A seminar focuses on fighting transnational bribery

Twenty law students take their seats in a third-floor seminar room of Wasserstein Hall, and their professors get right down to business. How do we evaluate claims made in the literature about the impact of the Foreign Corrupt Practices Act on U.S. businesses and U.S. leadership around the world? Instantly, a student ventures that broad anti-corruption efforts might help the U.S. economy, even if the benefits to particular firms are unclear.

For the next two hours, the air crackles with refutations, clarifications, elaborations, insights and reality checks. The break that’s scheduled at the one-hour mark comes 15 minutes late because the students are too engaged to stop.

Welcome to Combating Transnational Bribery. It’s a new seminar taught by Professors Jack Goldsmith, an international law expert with insider knowledge of the workings of the U.S. Department of Justice, and Matthew Stephenson ’03, a scholar in law and political economy, with a keen interest in anti-corruption.

The students come from a range of backgrounds. Some are experienced in international development work; others spent time before law school on FCPA matters at the Justice Department, the U.S. Securities and Exchange Commission, or private firms. Several are LL.M. candidates from abroad with anti-corruption experience from their own countries.

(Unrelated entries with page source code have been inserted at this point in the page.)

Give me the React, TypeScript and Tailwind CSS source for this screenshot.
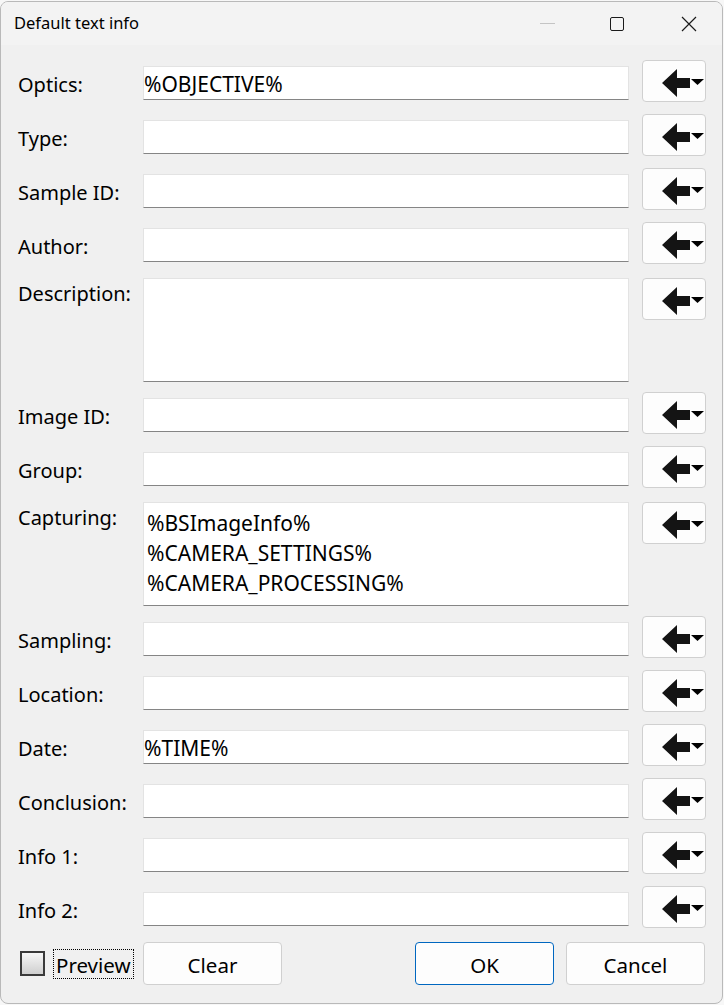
import React from "react";

type Field = { label: string; value?: string[]; multi?: boolean };

const FIELDS: Field[] = [
  { label: "Optics:", value: ["%OBJECTIVE%"] },
  { label: "Type:" },
  { label: "Sample ID:" },
  { label: "Author:" },
  { label: "Description:", multi: true },
  { label: "Image ID:" },
  { label: "Group:" },
  { label: "Capturing:", multi: true, value: ["%BSImageInfo%", "%CAMERA_SETTINGS%", "%CAMERA_PROCESSING%"] },
  { label: "Sampling:" },
  { label: "Location:" },
  { label: "Date:", value: ["%TIME%"] },
  { label: "Conclusion:" },
  { label: "Info 1:" },
  { label: "Info 2:" },
];

function InsertButton() {
  return (
    <button className="w-[64px] h-[42px] shrink-0 rounded-[4px] border border-[#d0d0d0] bg-[#fdfdfd]">
      <svg width="64" height="42" viewBox="0 0 64 42" className="block">
        <polygon points="19,22 34,8 34,17 47,17 47,27 34,27 34,36" fill="#141414" />
        <polygon points="48,18 61,18 54.5,24" fill="#000" />
      </svg>
    </button>
  );
}

function Row({ field }: { field: Field }) {
  if (field.multi) {
    return (
      <div className="flex items-start">
        <div className="w-[125px] shrink-0 pt-[3px] text-[20px] leading-[26px]">{field.label}</div>
        <div className="flex-1 h-[104px] bg-white border border-[#e3e3e3] border-b-[#858585] px-[3px] pt-[5px] text-[21px] leading-[30px]">
          {field.value?.map((line) => (
            <div key={line}>{line}</div>
          ))}
        </div>
        <div className="ml-[13px]">
          <InsertButton />
        </div>
      </div>
    );
  }
  return (
    <div className="flex items-center h-[42px]">
      <div className="w-[125px] shrink-0 pt-[4px] text-[20px] leading-[26px]">{field.label}</div>
      <div className="flex-1 h-[34px] bg-white border border-[#e3e3e3] border-b-[#858585] pl-0 pr-[1px] pt-[4px] flex items-center text-[21px]">
        {field.value?.[0]}
      </div>
      <div className="ml-[13px]">
        <InsertButton />
      </div>
    </div>
  );
}

export default function App() {
  return (
    <div
      className="w-[724px] h-[1005px] bg-[#f7f7f7] pt-px pr-px pb-px text-black"
      style={{ fontFamily: '"Noto Sans", "Open Sans", sans-serif' }}
    >
      <div className="h-full flex flex-col rounded-[8px] border border-[#b9b9b9] overflow-hidden bg-[#f0f0f0]">
        <div className="h-[43px] shrink-0 bg-[#f3f3f3] flex items-center pl-[13px]">
          <span className="text-[16.5px] flex-1">Default text info</span>
          <div className="flex items-center h-full">
            <div className="w-[70px] h-full flex items-center justify-center">
              <div className="w-[15px] h-px bg-[#c4c4c4]" />
            </div>
            <div className="w-[70px] h-full flex items-center justify-center">
              <div className="w-[14px] h-[14px] border border-[#1a1a1a] rounded-[2px]" />
            </div>
            <div className="w-[70px] h-full flex items-center justify-center">
              <svg width="16" height="16" viewBox="0 0 16 16" className="ml-[4px]">
                <path d="M1 1 L15 15 M15 1 L1 15" stroke="#1a1a1a" strokeWidth="1.2" />
              </svg>
            </div>
          </div>
        </div>
        <div className="flex-1 flex flex-col gap-[12px] pt-[17px] pl-[17px] pr-[16px]">
          {FIELDS.map((f) => (
            <Row key={f.label} field={f} />
          ))}
          <div className="flex items-center h-[43px]">
            <div className="w-[125px] shrink-0 flex items-center">
              <div className="ml-[2px] w-[25px] h-[25px] border-2 border-[#3a3a3a] bg-gradient-to-b from-[#f7f7f7] to-[#cfcfcf]" />
              <div className="ml-[8px] border border-dotted border-[#000] px-[2px] pt-[2px] text-[20.5px] leading-[26px] whitespace-nowrap">Preview</div>
            </div>
            <button className="w-[139px] h-[43px] rounded-[4px] border border-[#d0d0d0] bg-[#fdfdfd] pt-[3px] text-[20.5px]">
              Clear
            </button>
            <div className="flex-1" />
            <button className="w-[139px] h-[43px] rounded-[4px] border border-[#0067c0] bg-[#fdfdfd] pt-[3px] text-[20.5px]">
              OK
            </button>
            <button className="ml-[12px] mr-[1px] w-[139px] h-[43px] rounded-[4px] border border-[#d0d0d0] bg-[#fdfdfd] pt-[3px] text-[20.5px]">
              Cancel
            </button>
          </div>
        </div>
      </div>
    </div>
  );
}
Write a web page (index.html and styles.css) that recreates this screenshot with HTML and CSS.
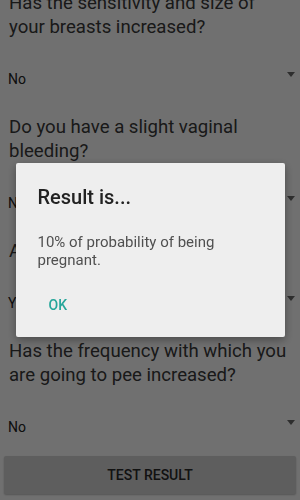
FILE: index.html
```html
<!DOCTYPE html>
<html>
<head>
    <title>Pregnancy Test</title>
    <link rel="stylesheet" href="styles.css">
</head>
<body>
    <div class="page">
        <p class="question">Has the sensitivity and size of your breasts increased?</p>
        <div class="spinner"><span>No</span><i class="arrow"></i></div>

        <p class="question">Do you have a slight vaginal bleeding?</p>
        <div class="spinner"><span>No</span><i class="arrow"></i></div>

        <p class="question">Are you more tired than usual?</p>
        <div class="spinner"><span>Yes</span><i class="arrow"></i></div>

        <p class="question">Has the frequency with which you are going to pee increased?</p>
        <div class="spinner"><span>No</span><i class="arrow"></i></div>

        <button class="test-btn">Test result</button>
    </div>

    <div class="scrim">
        <div class="dialog">
            <div class="dialog-title">Result is...</div>
            <div class="dialog-msg">10% of probability of being pregnant.</div>
            <div class="dialog-actions">
                <span class="dialog-btn">OK</span>
            </div>
        </div>
    </div>
</body>
</html>
```

FILE: styles.css
```css
* {
    box-sizing: border-box;
}

html, body {
    margin: 0;
    height: 100%;
    overflow: hidden;
}

body {
    font-family: Roboto, "Liberation Sans", sans-serif;
    background-color: #ffffff;
}

.page {
    height: 500px;
    display: flex;
    flex-direction: column;
    justify-content: flex-end;
}

.question {
    margin: 14px 0;
    padding: 0 8px 0 9px;
    font-size: 18.6px;
    line-height: 24px;
    color: #3a3a3a;
    flex-shrink: 0;
}

.spinner {
    height: 48px;
    padding: 0 5px 0 8px;
    display: flex;
    align-items: center;
    justify-content: space-between;
    font-size: 14px;
    color: #222;
    flex-shrink: 0;
}

.spinner span {
    margin-top: 4px;
}

.arrow {
    width: 0;
    height: 0;
    border-left: 4px solid transparent;
    border-right: 4px solid transparent;
    border-top: 5px solid #6a6a6a;
    margin-bottom: 5px;
}

.test-btn {
    margin: 7px 4px 6px;
    height: 38px;
    border: none;
    border-radius: 2px;
    background-color: #d6d6d6;
    box-shadow: 0 1px 2px rgba(0, 0, 0, 0.25);
    font-family: Roboto, "Liberation Sans", sans-serif;
    font-size: 14px;
    font-weight: 500;
    text-transform: uppercase;
    color: #2a2a2a;
    flex-shrink: 0;
}

.scrim {
    position: fixed;
    top: 0;
    left: 0;
    right: 0;
    bottom: 0;
    background-color: rgba(0, 0, 0, 0.56);
    display: flex;
    align-items: center;
    justify-content: center;
}

.dialog {
    width: 269px;
    padding: 22px 22px 24px;
    background-color: #eeeeee;
    border-radius: 2px;
    box-shadow: 0 3px 10px rgba(0, 0, 0, 0.35);
}

.dialog-title {
    font-size: 20px;
    line-height: 24px;
    font-weight: 500;
    color: #222;
}

.dialog-msg {
    margin-top: 24px;
    font-size: 15px;
    line-height: 18px;
    color: #505050;
}

.dialog-actions {
    margin-top: 28px;
    padding-left: 11px;
}

.dialog-btn {
    display: block;
    font-size: 14px;
    line-height: 16px;
    font-weight: 500;
    color: #26a69a;
}
```
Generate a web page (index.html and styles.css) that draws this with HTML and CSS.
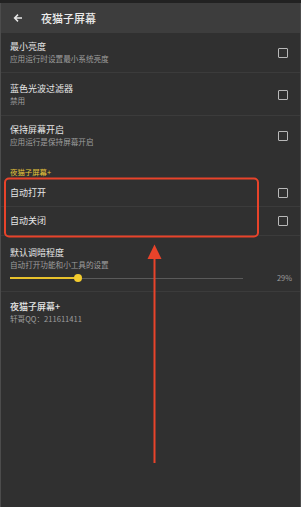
FILE: index.html
```html
<!DOCTYPE html>
<html lang="zh">
<head>
<meta charset="utf-8">
<link rel="stylesheet" href="styles.css">
</head>
<body>
<div class="screen">
  <div class="statusbar"></div>
  <div class="topbar">
    <svg class="back" width="10" height="10" viewBox="0 0 10 10"><path d="M9 5H1.8M5 1.6 1.6 5 5 8.4" fill="none" stroke="#e8e8e8" stroke-width="1.5"/></svg>
    <span class="title">夜猫子屏幕</span>
  </div>
  <div class="row row-a">
    <div class="texts"><div class="t">最小亮度</div><div class="s">应用运行时设置最小系统亮度</div></div>
    <span class="cb"></span>
  </div>
  <div class="row row-b">
    <div class="texts"><div class="t">蓝色光波过滤器</div><div class="s">禁用</div></div>
    <span class="cb"></span>
  </div>
  <div class="row row-c noline">
    <div class="texts"><div class="t">保持屏幕开启</div><div class="s">应用运行是保持屏幕开启</div></div>
    <span class="cb"></span>
  </div>
  <div class="section">夜猫子屏幕+</div>
  <div class="row row-d">
    <div class="texts"><div class="t">自动打开</div></div>
    <span class="cb"></span>
  </div>
  <div class="row row-e">
    <div class="texts"><div class="t">自动关闭</div></div>
    <span class="cb"></span>
  </div>
  <div class="slider-row">
    <div class="t">默认调暗程度</div>
    <div class="s">自动打开功能和小工具的设置</div>
    <div class="slider">
      <div class="track"><div class="fill" style="width:29%"></div><span class="thumb"></span></div>
      <span class="pct">29%</span>
    </div>
  </div>
  <div class="about">
    <div class="t">夜猫子屏幕+</div>
    <div class="s">轩哥QQ：211611411</div>
  </div>
  <svg class="annot" width="301" height="507" viewBox="0 0 301 507">
    <rect x="5" y="178.5" width="253" height="58" rx="4" ry="4" fill="none" stroke="#e8432a" stroke-width="2"/>
    <line x1="154.5" y1="254" x2="154.5" y2="463" stroke="#e8432a" stroke-width="2"/>
    <path d="M154.5 244.5 L147.5 259 L161.5 259 Z" fill="#e8432a"/>
  </svg>
</div>
</body>
</html>
```

FILE: styles.css
```css
* { box-sizing: border-box; margin: 0; padding: 0; }
html, body { width: 301px; height: 507px; overflow: hidden; background: #303030; }
body { font-family: "Noto Sans CJK SC", "Noto Sans", sans-serif; }
.screen {
  position: relative;
  width: 301px;
  height: 507px;
  background: #303030;
  border-left: 1px solid #4c4c4c;
  border-right: 1px solid #4c4c4c;
}
.statusbar { height: 3px; background: #222222; margin: 0 -1px; }
.topbar {
  height: 30px;
  background: #3d3d3d;
  display: flex;
  align-items: center;
  padding-left: 12px;
}
.back { display: block; }
.title {
  margin-left: 18px;
  color: #ececec;
  font-size: 11px;
  font-weight: 500;
  line-height: 14px;
}
.row {
  display: flex;
  align-items: center;
  justify-content: space-between;
  padding: 0 12px 0 9px;
  border-bottom: 1px solid #3b3b3b;
}
.row.noline { border-bottom: none; }
.row-a { height: 40px; padding-top: 1px; }
.row-b { height: 43px; padding-top: 1px; }
.row-c { height: 40px; }
.row-d { height: 28px; }
.row-e { height: 29px; }
.t {
  color: #e6e6e6;
  font-size: 9px;
  line-height: 12px;
}
.s {
  color: #9e9e9e;
  font-size: 7.6px;
  line-height: 12px;
}
.cb {
  width: 10px;
  height: 10px;
  border: 1.5px solid #b8b8b8;
  border-radius: 1px;
  flex: none;
}
.section {
  height: 23px;
  padding: 11px 0 0 9px;
  color: #e5c33a;
  font-size: 7.4px;
  line-height: 10px;
}
.slider-row {
  height: 56px;
  padding: 11px 0 0 9px;
  border-bottom: 1px solid #3b3b3b;
}
.slider-row .s { line-height: 11px; }
.slider {
  display: flex;
  align-items: center;
  height: 10px;
  margin-top: 3px;
}
.track {
  position: relative;
  width: 233px;
  height: 1px;
  background: #5a5a5a;
}
.fill {
  height: 2px;
  margin-top: -0.5px;
  background: #e8c22c;
}
.thumb {
  position: absolute;
  left: 64px;
  top: -3.5px;
  width: 8px;
  height: 8px;
  border-radius: 50%;
  background: #f3cb2e;
}
.pct {
  margin-left: auto;
  margin-right: 8px;
  color: #9e9e9e;
  font-size: 7.4px;
  line-height: 10px;
}
.about {
  padding: 9px 0 0 9px;
}
.about .t { font-weight: 500; }
.about .s { line-height: 11px; }
.annot {
  position: absolute;
  left: -1px;
  top: 0;
  pointer-events: none;
}
```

“It’s a very smart and very informed group of people who are all learning from each other,” says Goldsmith.

And it’s not just the students who are learning. David Donatti ’15, who is interested in the intersection of civil law, litigation, and international law, says of Goldsmith and Stephenson: “Sometimes it feels like they’re professors, and sometimes it feels like they are active participants, just other students in the class.”

Anti-corruption is a large and growing area of legal practice. FCPA enforcement actions have risen considerably since the early 2000s, and the stakes are high—fines and penalties can soar into the hundreds of millions of dollars. Corruption affects the entire international community and is a major challenge in global development. “The FCPA is important and only gaining in importance as the Department of Justice and the Securities and Exchange Commission push for harder enforcement of the provisions,” says Stephanie Freudenberg ’15, who is considering a private-sector career in white-collar investigations.

The FCPA also provides a platform for studying prosecutorial discretion, multijurisdictional legal matters and how law affects business practices. A course highlight is the impressive lineup of guest speakers—practitioners from the public, private and international sectors—who bring their real-world experience to bear. The goal, Stephenson says, is to “give students a sense of what lawyers who deal with the FCPA, or similar issues, deal with in practice, as well as exposing them to a diverse range of views.”

Jordan Moran ’15, a student in the seminar who spent three years with the Justice Department’s FCPA unit, has a new appreciation for the complexity of fighting international corruption. One dilemma that the seminar has helped him see is that enforcement of the FCPA can deter companies from doing business in countries that need reform the most. “Everything we do in terms of enforcing and/or amending the FCPA must be considered in light of the foreign policy origins and the foreign policy implications,” he says. “Oftentimes, they are at cross-purposes, and that makes it a very, very difficult area of law.”